L-Carnitine Contents in Seafoods Commonly Eaten in Middle Eastern Countries



Beta-hydroxy-gamma-trimethyl amino butyric acid (L-carnitine) content of raw and cooked seafood was determined using high-performance liquid chromatography method. Thirty-one different fish species and nine different crustaceans were used to compare L-carnitine content of raw and cooked seafood. Significant differences in L-carnitine content were found in some species, regardless of the raw or cooked seafood (P < 0.05). There were also significant differences between some of the raw and cooked species (P < 0.05).

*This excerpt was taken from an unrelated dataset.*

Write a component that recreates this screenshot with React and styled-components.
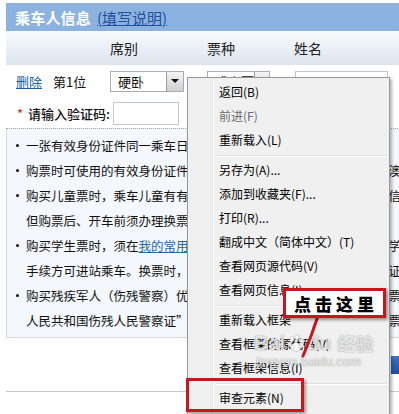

The levels of L-carnitine in raw fish samples ranged from 17.98 mg/kg for big-scale sand smelt to 73.07 mg/kg for European conger (Conger conger). Squid (Loligo vulgaris) and green tiger prawn (Penaeus semisulcatus) were found as the best sources of L-carnitine among the tested seafood. Microwave cooking also significantly reduced the L-carnitine content of some seafoods (P < 0.05). The study showed that seafoods are an important origin of L-carnitine for covering the daily requirements of humans.

Pratical Application

Beta-hydroxy-gamma-trimethyl amino butyric acid (L-carnitine) has been used as a drug in various diseases such as dislipoproteinemia, anorexia and dyspepsia. Recently, L-carnitine and its derivatives have also been shown to protect cardiac metabolism and function in ischemic heart disease, and other clinical conditions of myocardial ischemia. In this study, L-carnitine level was determined in different fish and crustacean species to assess the presence of L-carnitine in the muscle of seafood. When humans suffer from L-carnitine deficiency, the knowledge of L-carnitine concentrations in seafood is helpful for diet specialists in order to prepare a specific diet.